* [Given exercise] Give back exactly the lines from the beginning of the listing below to the line holding "icons ---------- */", both ends included; the pictures stay out.

*****

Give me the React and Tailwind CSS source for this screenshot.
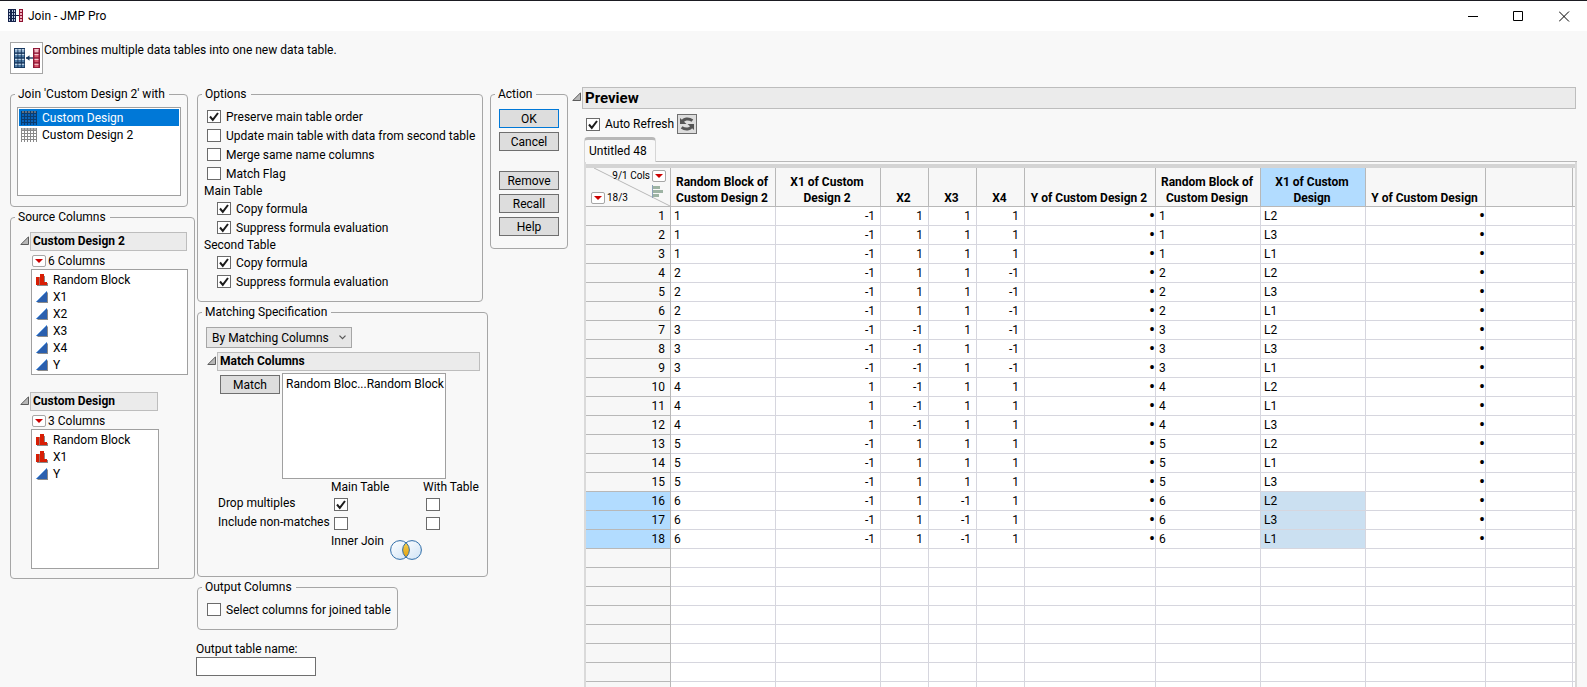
import React from 'react';

const cx = (...parts) => parts.filter(Boolean).join(' ');

/* ---------- icons ---------- */

function JoinIcon({ className }) {
  const rows = [0, 1, 2, 3];
  return (
    <svg viewBox="0 0 26 22" className={className} aria-hidden="true">
      <rect x="0" y="1" width="11" height="20" fill="#17375e" />
      {rows.map((r) =>
        [0, 1, 2].map((c) => (
          <g key={`${r}-${c}`}>
            <rect x={1 + c * 3.4} y={2 + r * 4.9} width="2.4" height="3.4" fill={r === 0 ? '#8fb0cf' : '#4f7ca6'} />
            <rect x={1 + c * 3.4} y={2 + r * 4.9} width="2.4" height="1.2" fill="#c3d5e6" />
          </g>
        ))
      )}
      <path d="M12 11h7" stroke="#17375e" strokeWidth="1.4" />
      <path d="M15.5 8.2v5.6L12 11z" fill="#17375e" />
      <rect x="19" y="1" width="7" height="20" fill="#8e1836" />
      {rows.map((r) => (
        <g key={r}>
          <rect x="20.5" y={2 + r * 4.9} width="4" height="3.4" fill={r === 0 ? '#f0b7c2' : '#d8566b'} />
          <rect x="20.5" y={2 + r * 4.9} width="4" height="1.2" fill="#f3c6ce" />
        </g>
      ))}
    </svg>
  );
}

function SmallJoinIcon() {
  return (
    <svg viewBox="0 0 16 14" className="h-3.5 w-4 shrink-0" shapeRendering="crispEdges" aria-hidden="true">
      <path d="M0 0h8v13H0z" fill="#14224a" />
      <path d="M1 1h1v2H1zM4 1h1v2H4zM6 1h1v2H6zM1 4h1v2H1zM4 4h1v2H4zM6 4h1v2H6zM1 7h1v2H1zM4 7h1v2H4zM6 7h1v2H6zM1 10h1v2H1zM4 10h1v2H4zM6 10h1v2H6z" fill="#b9c6dd" />
      <path d="M8 6h3v1H8z" fill="#14224a" />
      <path d="M11 0h4v13h-4z" fill="#8e1230" />
      <path d="M12 1h2v2h-2zM12 4h2v2h-2zM12 7h2v2h-2zM12 10h2v2h-2z" fill="#efb3bf" />
    </svg>
  );
}

function TableIcon({ selected }) {
  const line = selected ? '#0b3c6e' : '#8a8a8a';
  return (
    <svg viewBox="0 0 16 14" className="h-3.5 w-4 shrink-0" shapeRendering="crispEdges" aria-hidden="true">
      <rect width="16" height="14" fill={selected ? '#0a62b8' : '#ffffff'} />
      <rect width="16" height="2" fill={selected ? '#5f6f80' : '#b5b5b5'} />
      <path d="M0 2.5h16M0 5.5h16M0 8.5h16M0 11.5h16M.5 0v14M3.5 0v14M6.5 0v14M9.5 0v14M12.5 0v14M15.5 0v14" stroke={line} fill="none" />
    </svg>
  );
}

function NominalIcon() {
  return (
    <svg viewBox="0 0 12 12" className="size-3 shrink-0" shapeRendering="crispEdges" aria-hidden="true">
      <path d="M1 11h11v1H1zM8 2h1v9H8zM11 9h1v3h-1z" fill="#8b8b8b" />
      <path d="M0 3h3v8H0zM4 0h4v11H4zM8 8h3v3H8z" fill="#d81e05" />
      <path d="M3 3h1v8H3z" fill="#a86a60" />
    </svg>
  );
}

function ContinuousIcon() {
  return (
    <svg viewBox="0 0 12 12" className="size-3 shrink-0" aria-hidden="true">
      <path d="M1 12 12 1v11z" fill="#8b8b8b" />
      <path d="M0 11 11 0v11z" fill="#2a5fae" />
      <path d="M0 11 11 0" stroke="#6ea6e6" />
    </svg>
  );
}

function RedTriangle({ label }) {
  return (
    <button type="button" aria-label={label} className="flex h-3 w-3.5 shrink-0 items-center justify-center rounded-xs border border-[#a6a6a6] bg-white">
      <svg viewBox="0 0 8 4" className="h-1 w-2" aria-hidden="true">
        <path d="M0 0h8L4 4z" fill="#cc0000" />
      </svg>
    </button>
  );
}

function Disclosure() {
  return (
    <svg viewBox="0 0 9 12" className="h-3 w-[9px] shrink-0" aria-hidden="true">
      <path d="M.8 8.500h7.700V.8z" fill="#b8b8b8" stroke="#5c5c5c" />
    </svg>
  );
}

function RefreshIcon() {
  return (
    <svg viewBox="0 0 16 16" className="size-4" aria-hidden="true">
      <path d="M3.200 6C4.600 2.600 9.500 1.800 13.400 4.600" stroke="#555" strokeWidth="3" fill="none" />
      <path d="M1 2v6h6.500z" fill="#555" />
      <path d="M12.800 10C11.400 13.400 6.500 14.200 2.600 11.400" stroke="#555" strokeWidth="3" fill="none" />
      <path d="M15 14V8H8.500z" fill="#555" />
    </svg>
  );
}

function VennIcon() {
  return (
    <svg viewBox="0 0 32 20" className="h-5 w-8" aria-hidden="true">
      <defs>
        <linearGradient id="ring" x1="0" y1="0" x2="1" y2="1">
          <stop offset="0" stopColor="#ffffff" />
          <stop offset="1" stopColor="#cfe3f5" />
        </linearGradient>
        <linearGradient id="lens" x1="0" y1="0" x2="0" y2="1">
          <stop offset="0" stopColor="#f8cf4a" />
          <stop offset="1" stopColor="#e0a010" />
        </linearGradient>
      </defs>
      <circle cx="10" cy="10" r="9.400" fill="url(#ring)" />
      <circle cx="22" cy="10" r="9.400" fill="url(#ring)" />
      <path d="M16 2.800a9.400 9.400 0 0 1 0 14.400a9.400 9.400 0 0 1 0-14.400z" fill="url(#lens)" />
      <circle cx="10" cy="10" r="9.400" fill="none" stroke="#2f6da8" />
      <circle cx="22" cy="10" r="9.400" fill="none" stroke="#2f6da8" />
    </svg>
  );
}

/* ---------- controls ---------- */

function Check({ label, hiddenLabel, checked, className }) {
  return (
    <label className={cx('flex h-[19px] items-center gap-[5px]', className)}>
      <span className="grid shrink-0">
        <input
          type="checkbox"
          defaultChecked={checked}
          aria-label={hiddenLabel}
          className="peer col-start-1 row-start-1 h-[13px] w-3.5 appearance-none border border-[#6b6b6b] bg-white"
        />
        <svg viewBox="0 0 14 13" className="pointer-events-none invisible col-start-1 row-start-1 h-[13px] w-3.5 peer-checked:visible" aria-hidden="true">
          <path d="M3 6.500 5.800 9.800 11 3" stroke="#1c1c1c" strokeWidth="2" fill="none" />
        </svg>
      </span>
      {label && <span className="whitespace-nowrap">{label}</span>}
    </label>
  );
}

function Group({ title, children, className }) {
  return (
    <fieldset className={cx('min-w-0 rounded-sm border border-[#a6a6a6]', className)}>
      <legend className="ml-1 pr-1 pl-[3px] whitespace-nowrap">{title}</legend>
      {children}
    </fieldset>
  );
}

function PushButton({ children, primary, className }) {
  return (
    <button type="button" className={cx('h-[19px] w-[60px] border bg-[#dddddd] text-center leading-4', primary ? 'border-[#0078d7]' : 'border-[#6f6f6f]', className)}>
      {children}
    </button>
  );
}

function OutlineTitle({ children, className }) {
  return (
    <div className={cx('flex items-center gap-px', className)}>
      <Disclosure />
      <h3 className="h-[19px] flex-1 border border-[#bdbdbd] bg-[#ebebeb] pl-0.5 leading-4 font-bold whitespace-nowrap">{children}</h3>
    </div>
  );
}

function ColumnList({ title, count, columns, titleWidth, listClass }) {
  return (
    <section>
      <OutlineTitle className={titleWidth}>{title}</OutlineTitle>
      <div className="mt-0.5 ml-3 flex items-center gap-0.5">
        <RedTriangle label={`${title} column options`} />
        <span>{count}</span>
      </div>
      <ul role="listbox" aria-label={title} className={cx('ml-[11px] border border-[#a0a0a0] bg-white py-px pl-1', listClass)}>
        {columns.map(([name, kind]) => (
          <li key={name} role="option" aria-selected="false" className="flex h-[17px] items-center gap-[5px]">
            {kind === 'nominal' ? <NominalIcon /> : <ContinuousIcon />}
            <span>{name}</span>
          </li>
        ))}
      </ul>
    </section>
  );
}

/* ---------- data ---------- */

const mainColumns = [
  ['Random Block', 'nominal'],
  ['X1', 'continuous'],
  ['X2', 'continuous'],
  ['X3', 'continuous'],
  ['X4', 'continuous'],
  ['Y', 'continuous'],
];
const withColumns = [
  ['Random Block', 'nominal'],
  ['X1', 'nominal'],
  ['Y', 'continuous'],
];

const headers = [
  ['Random Block of', 'Custom Design 2'],
  ['X1 of Custom', 'Design 2'],
  ['X2'],
  ['X3'],
  ['X4'],
  ['Y of Custom Design 2'],
  ['Random Block of', 'Custom Design'],
  ['X1 of Custom', 'Design'],
  ['Y of Custom Design'],
];

const blockValues = [
  [1, [-1, 1, 1, 1], ['L2', 'L3', 'L1']],
  [2, [-1, 1, 1, -1], ['L2', 'L3', 'L1']],
  [3, [-1, -1, 1, -1], ['L2', 'L3', 'L1']],
  [4, [1, -1, 1, 1], ['L2', 'L1', 'L3']],
  [5, [-1, 1, 1, 1], ['L2', 'L1', 'L3']],
  [6, [-1, 1, -1, 1], ['L2', 'L3', 'L1']],
];
const rows = blockValues.flatMap(([block, xs, levels]) => levels.map((level) => [block, ...xs, '•', block, level, '•']));
const leftAligned = [0, 6, 7];
const blankRows = [0, 1, 2, 3, 4, 5, 6, 7];

/* ---------- preview table ---------- */

function PreviewTable() {
  return (
    <table className="w-full table-fixed border-separate border-spacing-0 bg-white">
      <colgroup>
        <col className="w-[85px]" />
        <col className="w-[105px]" />
        <col className="w-[105px]" />
        <col className="w-12" />
        <col className="w-12" />
        <col className="w-12" />
        <col className="w-[131px]" />
        <col className="w-[105px]" />
        <col className="w-[105px]" />
        <col className="w-[120px]" />
        <col className="w-[87px]" />
        <col />
      </colgroup>
      <thead>
        <tr className="h-[39px] bg-[#f7f7f7]">
          <th className="relative h-[39px] border-r border-b border-[#b8b8b8] p-0 font-normal">
            <svg viewBox="0 0 84 38" className="absolute inset-0 size-full" aria-hidden="true">
              <path d="M8 0 84 38" stroke="#b8b8b8" />
              <path d="M66.500 17v13" stroke="#8ba0b8" />
              <path d="M67 18h7v3h-7zM67 22h10v3H67zM67 26h6v3h-6z" fill="#9db3a3" />
            </svg>
            <div className="relative flex h-[38px] flex-col justify-between py-0.5 text-[10px] leading-3">
              <span className="flex items-center justify-end gap-0.5 pr-1">
                9/1 Cols
                <RedTriangle label="Column options" />
              </span>
              <span className="flex items-center gap-0.5 pl-[5px]">
                <RedTriangle label="Row options" />
                18/3
              </span>
            </div>
          </th>
          {headers.map((lines, i) => (
            <th key={i} scope="col" className={cx('border-r border-b border-[#b8b8b8] py-0 pr-0.5 pl-0 text-center align-bottom font-bold whitespace-nowrap', i === 7 && 'bg-[#b2dcff]')}>
              {lines.map((line) => (
                <div key={line}>{line}</div>
              ))}
            </th>
          ))}
          <th className="border-r border-b border-[#b8b8b8] p-0" />
          <th className="border-b border-[#b8b8b8] p-0" />
        </tr>
      </thead>
      <tbody>
        {rows.map((cells, r) => (
          <tr key={r}>
            <th scope="row" className={cx('h-[19px] border-r border-b border-[#b8b8b8] py-0 pr-[5px] pl-0 text-right font-normal', r > 14 ? 'bg-[#b2dcff]' : 'bg-[#f7f7f7]')}>
              {r + 1}
            </th>
            {cells.map((value, c) => (
              <td
                key={c}
                className={cx(
                  'border-r border-b border-[#d6d6de] py-0',
                  leftAligned.includes(c) ? 'pr-0 pl-[3px] text-left' : value === '•' ? 'p-0 text-right text-[18px] leading-4' : 'pr-[5px] pl-0 text-right',
                  c === 7 && r > 14 && 'bg-[#cbe0f1]'
                )}
              >
                {value}
              </td>
            ))}
            <td className="border-r border-b border-[#d6d6de] p-0" />
            <td className="border-b border-[#d6d6de] p-0" />
          </tr>
        ))}
        {blankRows.map((r) => (
          <tr key={r}>
            <th className="h-[19px] border-r border-b border-[#b8b8b8] bg-[#f7f7f7] p-0" />
            {headers.map((_, c) => (
              <td key={c} className="border-r border-b border-[#d6d6de] p-0" />
            ))}
            <td className="border-r border-b border-[#d6d6de] p-0" />
            <td className="border-b border-[#d6d6de] p-0" />
          </tr>
        ))}
      </tbody>
    </table>
  );
}

/* ---------- window ---------- */

export default function App() {
  return (
    <div className="flex h-screen flex-col overflow-hidden bg-[#f8f8f8] font-['Roboto','Noto_Sans',sans-serif] text-[12px] leading-4 text-black">
      <header className="flex h-[31px] shrink-0 items-center border-t border-[#1b1b22] bg-white pl-2">
        <SmallJoinIcon />
        <h1 className="ml-1 flex-1">Join - JMP Pro</h1>
        <div className="flex items-center gap-[35px] pr-[17px]">
          <button type="button" aria-label="Minimize">
            <svg viewBox="0 0 11 11" className="size-[11px]" aria-hidden="true"><path d="M1 5.500h10" stroke="#000" /></svg>
          </button>
          <button type="button" aria-label="Maximize">
            <svg viewBox="0 0 11 11" className="size-[11px]" aria-hidden="true"><path d="M.5.5h9v9h-9z" stroke="#000" fill="none" /></svg>
          </button>
          <button type="button" aria-label="Close">
            <svg viewBox="0 0 11 11" className="size-[11px]" aria-hidden="true"><path d="M0 .5l10 10M10 .5l-10 10" stroke="#000" fill="none" /></svg>
          </button>
        </div>
      </header>

      <div className="flex h-[55px] shrink-0 items-start gap-px pt-[11px] pl-2.5">
        <div className="flex h-8 w-[33px] items-center justify-center border border-[#a6a6a6] bg-white">
          <JoinIcon className="h-[22px] w-[26px]" />
        </div>
        <p>Combines multiple data tables into one new data table.</p>
      </div>

      <main className="flex min-h-0 flex-1 items-start pr-2.5 pl-2.5">
        <div className="mr-0.5 flex w-[185px] shrink-0 flex-col gap-0.5">
          <Group title="Join 'Custom Design 2' with" className="w-[178px]">
            <ul role="listbox" aria-label="Join with" className="mx-1.5 mt-[5px] mb-2.5 h-[89px] border border-[#a0a0a0] bg-white p-px">
              <li role="option" aria-selected="true" className="flex h-[17px] items-center gap-[5px] bg-[#0078d7] pl-0.5 text-white">
                <TableIcon selected />
                Custom Design
              </li>
              <li role="option" aria-selected="false" className="flex h-[17px] items-center gap-[5px] pl-0.5">
                <TableIcon />
                Custom Design 2
              </li>
            </ul>
          </Group>

          <Group title="Source Columns">
            <div className="flex flex-col gap-[17px] pt-[7px] pb-[9px] pl-[9px]">
              <ColumnList title="Custom Design 2" count="6 Columns" columns={mainColumns} titleWidth="w-[167px]" listClass="h-[106px] w-[157px]" />
              <ColumnList title="Custom Design" count="3 Columns" columns={withColumns} titleWidth="w-[138px]" listClass="h-[140px] w-[128px]" />
            </div>
          </Group>
        </div>

        <div className="mr-0.5 flex w-[291px] shrink-0 flex-col gap-0.5">
          <Group title="Options" className="w-[286px]">
            <div className="pt-[5px] pb-2.5 pl-[9px]">
              <Check label="Preserve main table order" checked />
              <Check label="Update main table with data from second table" />
              <Check label="Merge same name columns" />
              <Check label="Match Flag" />
              <div className="-ml-[3px]">Main Table</div>
              <Check label="Copy formula" checked className="ml-2.5" />
              <Check label="Suppress formula evaluation" checked className="ml-2.5" />
              <div className="-ml-[3px]">Second Table</div>
              <Check label="Copy formula" checked className="ml-2.5" />
              <Check label="Suppress formula evaluation" checked className="ml-2.5" />
            </div>
          </Group>

          <Group title="Matching Specification">
            <div className="pt-[7px] pb-[15px] pl-2">
              <div className="grid w-[146px]">
                <select aria-label="Matching specification" className="col-start-1 row-start-1 h-[21px] appearance-none border border-[#a6a6a6] bg-[#e6e6e6] pl-[5px] leading-4">
                  <option>By Matching Columns</option>
                </select>
                <svg viewBox="0 0 7 5" className="pointer-events-none col-start-1 row-start-1 mr-1.5 h-[5px] w-[7px] self-center justify-self-end" aria-hidden="true">
                  <path d="M.5.7l3 3 3-3" stroke="#555" fill="none" strokeWidth="1.200" />
                </svg>
              </div>
              <OutlineTitle className="mt-1 ml-px w-[273px]">Match Columns</OutlineTitle>
              <div className="mt-0.5 ml-3.5 flex items-start gap-0.5">
                <PushButton className="mt-0.5">Match</PushButton>
                <ul role="listbox" aria-label="Matched columns" className="h-[106px] w-[164px] border border-[#a0a0a0] bg-white pt-0.5 pl-[3px]">
                  <li role="option" aria-selected="false" className="whitespace-nowrap">Random Bloc...Random Block</li>
                </ul>
              </div>
              <div className="ml-3 grid grid-cols-[113px_92px_60px]">
                <span />
                <span className="whitespace-nowrap">Main Table</span>
                <span className="whitespace-nowrap">With Table</span>
                <span className="whitespace-nowrap">Drop multiples</span>
                <Check hiddenLabel="Drop multiples of main table" checked className="ml-[3px]" />
                <Check hiddenLabel="Drop multiples of with table" className="ml-[3px]" />
                <span className="whitespace-nowrap">Include non-matches</span>
                <Check hiddenLabel="Include non-matches of main table" className="ml-[3px]" />
                <Check hiddenLabel="Include non-matches of with table" className="ml-[3px]" />
                <span />
                <div className="col-span-2 flex h-7 gap-1.5">
                  <span className="whitespace-nowrap">Inner Join</span>
                  <span className="pt-[7px]"><VennIcon /></span>
                </div>
              </div>
            </div>
          </Group>

          <Group title="Output Columns" className="w-[201px]">
            <div className="pt-[5px] pb-2.5 pl-[9px]">
              <Check label="Select columns for joined table" />
            </div>
          </Group>

          <label className="mt-[9px] -ml-px flex flex-col items-start">
            Output table name:
            <input type="text" className="h-[19px] w-[120px] border border-[#6f6f6f] bg-white px-1" />
          </label>
        </div>

        <Group title="Action" className="mr-1 w-[78px] shrink-0">
          <div className="flex flex-col items-start gap-1 pt-[7px] pb-3 pl-2">
            <PushButton primary>OK</PushButton>
            <PushButton>Cancel</PushButton>
            <PushButton className="mt-4">Remove</PushButton>
            <PushButton>Recall</PushButton>
            <PushButton>Help</PushButton>
          </div>
        </Group>

        <section className="flex h-full min-w-0 flex-1 flex-col pt-px">
          <div className="flex shrink-0 items-center gap-px pr-px">
            <Disclosure />
            <h2 className="h-[22px] flex-1 border border-[#bdbdbd] bg-[#ebebeb] pl-0.5 text-[15px] leading-5 font-bold">Preview</h2>
          </div>
          <div className="mt-[5px] ml-3.5 flex shrink-0 items-center gap-[3px]">
            <Check label="Auto Refresh" checked />
            <button type="button" aria-label="Refresh preview" className="flex size-5 items-center justify-center border border-[#6f6f6f] bg-[#dddddd]">
              <RefreshIcon />
            </button>
          </div>
          <div className="mt-[3px] ml-3 flex shrink-0 items-stretch">
            <button type="button" className="h-[25px] rounded-t-sm border-t-[3px] border-r border-l border-t-[#b8b8b8] border-r-[#d6d6d6] border-l-[#d6d6d6] pr-2 pl-1 whitespace-nowrap">
              Untitled 48
            </button>
            <div className="flex-1 border-b border-[#b8b8b8]" />
          </div>
          <div className="ml-3 min-h-0 flex-1 overflow-hidden border-r-2 border-l-2 border-[#dadada] pt-0.5">
            <div className="h-1 bg-[#d4d4d4]" />
            <PreviewTable />
          </div>
        </section>
      </main>
    </div>
  );
}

*****

* [Complete answer]
Give me the React and Tailwind CSS source for this screenshot.
import React from 'react';

const cx = (...parts) => parts.filter(Boolean).join(' ');

/* ---------- icons ---------- */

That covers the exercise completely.